Students in K-12 public schools have rights under the First Amendment.19 While youth education is a responsibility typically entrusted to “parents, teachers and state and local school officials . . . not federal judges,” when the censorship of a vehicle of student expression does not have a valid educational purpose, the First Amendment is “so directly and sharply implicated as to require judicial intervention” to protect the students’ First Amendment rights.20
Courts balance a number of competing interests when confronting issues that impact K-12 students’ First Amendment rights. By virtue of its nature, the educational setting has “special characteristics” that grant each state’s Board of Education and local school boards discretionary authority.21 This discretionary decision-making authority stems from courts’ acknowledgment that public education is a fundamental value of the American democratic society.22 Admittedly, K-12 educators and students receive less First Amendment protections than their university counterparts.23 This is because the state has more discretion over K-12 public school curricula than university education.24 Those public schools, in turn, have broad authority over school-sponsored activities and other projects that may be reasonably associated with the school.25 Essentially, this power structure can permit a state, a school district, or an individual school itself to reasonably restrict speech or expressions of students that it believes interfere with or do not align with its educational mission.26
However, school boards must still perform their duties within the limits of the Bill of Rights.27 Thus, despite their discretion, state and local authorities cannot act unreasonably in light of students’ First Amendment rights. This means they cannot exercise their authority over student speech in a partisan or political way.28 Students’ constitutional rights are implicated when school boards limit their expression of political beliefs, the information they receive in the classroom, and the materials they have access to, such as books in the school library.29 When school officials attempt to prohibit or censor student expression, they must show that the restriction is justified by more than mere avoidance of “discomfort and unpleasantness.”30 In other words, the forbidden conduct must “materially and substantially interfere with the requirements of appropriate discipline in the operation of the school.”31 Essentially, courts will interfere with schools’ discretionary authority when the First Amendment is “directly and sharply implicated,” which happens when schools forbid or censor expression that is not “materially and substantially” interfering with school affairs.32
Simply because student speech concerns controversial political actions or expresses differing views does not mean that it automatically interferes with school affairs. In Tinker v. Des Moines Independent Community School District, a public school attempted to ban students from wearing black armbands in protest of the Vietnam War.33 The Supreme Court upheld the students’ freedom of expression and declared the ban unconstitutional.34 They stated that “undifferentiated fear” or an “apprehension of disturbance” was not enough to overcome the students’ constitutionally protected rights.35 The Court noted that other forms of student expression, such as wearing clothing in support of political candidates or symbols commonly associated with Nazism, were permitted by the school as an aspect of freedom of political speech.36 The Court in fact emphasized that educational institutions should allow differing beliefs to be expressed in schools even if they cause potential disruptions because “our Constitution says we must take this risk.”37 Therefore, when student expression on school grounds prompts discussion, without interfering with school activities or school affairs, it is constitutionally protected.

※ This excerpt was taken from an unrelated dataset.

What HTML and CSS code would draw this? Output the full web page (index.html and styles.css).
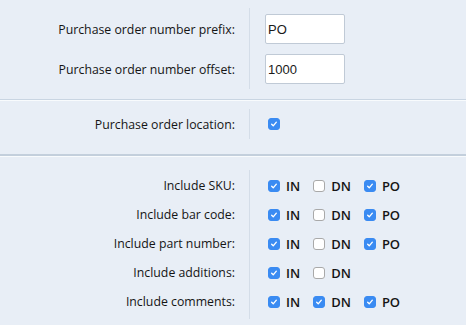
FILE: index.html
```html
<!DOCTYPE html>
<html lang="en">
<head>
	<meta charset="UTF-8">
	<title>Purchase order settings</title>
	<link rel="stylesheet" href="styles.css">
</head>
<body>
	<div class="section section-top">
		<div class="labels">
			<div class="row row-input">Purchase order number prefix:</div>
			<div class="row row-input">Purchase order number offset:</div>
		</div>
		<div class="fields">
			<div class="row row-input"><input class="text" type="text" value="PO"></div>
			<div class="row row-input"><input class="text" type="text" value="1000"></div>
		</div>
	</div>

	<div class="section section-mid">
		<div class="labels">
			<div class="row row-single">Purchase order location:</div>
		</div>
		<div class="fields">
			<div class="row row-single">
				<span class="cb on"><svg viewBox="0 0 12 12"><path d="M3.2 6.3 L5.1 8.2 L8.8 3.8"/></svg></span>
			</div>
		</div>
	</div>

	<div class="section section-bottom">
		<div class="labels">
			<div class="row row-check">Include SKU:</div>
			<div class="row row-check">Include bar code:</div>
			<div class="row row-check">Include part number:</div>
			<div class="row row-check">Include additions:</div>
			<div class="row row-check">Include comments:</div>
		</div>
		<div class="fields">
			<div class="row row-check">
				<label class="opt"><span class="cb on"><svg viewBox="0 0 12 12"><path d="M3.2 6.3 L5.1 8.2 L8.8 3.8"/></svg></span>IN</label>
				<label class="opt"><span class="cb"></span>DN</label>
				<label class="opt"><span class="cb on"><svg viewBox="0 0 12 12"><path d="M3.2 6.3 L5.1 8.2 L8.8 3.8"/></svg></span>PO</label>
			</div>
			<div class="row row-check">
				<label class="opt"><span class="cb on"><svg viewBox="0 0 12 12"><path d="M3.2 6.3 L5.1 8.2 L8.8 3.8"/></svg></span>IN</label>
				<label class="opt"><span class="cb"></span>DN</label>
				<label class="opt"><span class="cb on"><svg viewBox="0 0 12 12"><path d="M3.2 6.3 L5.1 8.2 L8.8 3.8"/></svg></span>PO</label>
			</div>
			<div class="row row-check">
				<label class="opt"><span class="cb on"><svg viewBox="0 0 12 12"><path d="M3.2 6.3 L5.1 8.2 L8.8 3.8"/></svg></span>IN</label>
				<label class="opt"><span class="cb"></span>DN</label>
				<label class="opt"><span class="cb on"><svg viewBox="0 0 12 12"><path d="M3.2 6.3 L5.1 8.2 L8.8 3.8"/></svg></span>PO</label>
			</div>
			<div class="row row-check">
				<label class="opt"><span class="cb on"><svg viewBox="0 0 12 12"><path d="M3.2 6.3 L5.1 8.2 L8.8 3.8"/></svg></span>IN</label>
				<label class="opt"><span class="cb"></span>DN</label>
			</div>
			<div class="row row-check">
				<label class="opt"><span class="cb on"><svg viewBox="0 0 12 12"><path d="M3.2 6.3 L5.1 8.2 L8.8 3.8"/></svg></span>IN</label>
				<label class="opt"><span class="cb on"><svg viewBox="0 0 12 12"><path d="M3.2 6.3 L5.1 8.2 L8.8 3.8"/></svg></span>DN</label>
				<label class="opt"><span class="cb on"><svg viewBox="0 0 12 12"><path d="M3.2 6.3 L5.1 8.2 L8.8 3.8"/></svg></span>PO</label>
			</div>
		</div>
	</div>
</body>
</html>
```

FILE: styles.css
```css
* {
	margin: 0;
	box-sizing: border-box;
}

body {
	background-color: #e8eef6;
	font-family: "Open Sans", "DejaVu Sans", sans-serif;
	font-size: 12.3px;
	color: #151515;
	width: 466px;
	height: 325px;
	overflow: hidden;
}

.section {
	display: flex;
	padding-top: 8px;
}

.section-top {
	padding-bottom: 10px;
	border-bottom: 1px solid #c9d5e2;
	box-shadow: 0 1px 0 #f8fbfd;
}

.section-mid {
	margin-top: 1px;
	padding-bottom: 15px;
	border-bottom: 2px solid #c3cfdc;
	box-shadow: 0 1px 0 #f8fbfd;
}

.section-bottom {
	margin-top: 1px;
	padding-top: 13px;
}

.labels {
	width: 249px;
	padding-right: 14px;
	text-align: right;
}

.fields {
	border-left: 1px solid #d4dde8;
	padding-left: 15px;
}

.section-top .labels,
.section-top .fields {
	padding-top: 1px;
}

.section-bottom .labels,
.section-bottom .fields {
	padding-top: 1px;
	padding-bottom: 3px;
}

.row {
	display: flex;
	align-items: center;
}

.labels .row {
	justify-content: flex-end;
}

.row-input {
	height: 40px;
}

.row-single {
	height: 30px;
}

.row-check {
	height: 29px;
}

.text {
	width: 80px;
	height: 30px;
	border: 1px solid #c0cad6;
	border-radius: 2px;
	background-color: #ffffff;
	padding: 0 2px;
	font-family: "Liberation Sans", Arial, sans-serif;
	font-size: 13px;
	color: #1a1a1a;
}

.text:focus {
	outline: none;
}

.opt {
	display: flex;
	align-items: center;
	font-size: 13px;
	font-weight: 600;
	margin-right: 10px;
}

.cb {
	display: inline-block;
	width: 12px;
	height: 12px;
	border: 1px solid #a9a9a9;
	border-radius: 3px;
	background-color: #ffffff;
	margin-left: 3px;
	margin-right: 6px;
}

.cb.on {
	border-color: #3a8bf2;
	background-color: #3a8bf2;
}

.cb svg {
	display: block;
	width: 10px;
	height: 10px;
}

.cb path {
	fill: none;
	stroke: #ffffff;
	stroke-width: 1.6;
	stroke-linecap: round;
	stroke-linejoin: round;
}
```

Schools have typically been able to interfere with student speech rights when the speech concerns illicit or inappropriate activity, like drug use or sexual innuendo. For instance, when students displayed a banner advocating for drug use at a school-sponsored event, the Supreme Court found that the expression of the students was not constitutionally protected because drug use is an activity schools have a compelling interest in deterring.38 Yet the Court still narrowly tailored its decision in that case: it affirmed that a First Amendment right to speech does exist in public schools, but when the speech or expression can “reasonably be regarded as encouraging illegal drug use,” then schools may take steps to limit that encouragement without violating students’ rights.39 Beyond drug use, student speech or expression that promotes other illegal activities like alcohol use, irresponsible sex, or “conduct otherwise inconsistent with the shared values of a civilized social order” can be legally limited in K-12 public schools.40
Discussion of CRT or other topics that fall under race-conscious education is drastically different than the above limitations on students’ First Amendment rights. The topics that public officials incorrectly classify as CRT do not parallel illicit drug use or sexual innuendos. Learning about the legacies of American slavery, the Civil Rights Movement, or the racial injustice that continues today does not encourage illegal activity. Rather, it provides additional viewpoints and educational value.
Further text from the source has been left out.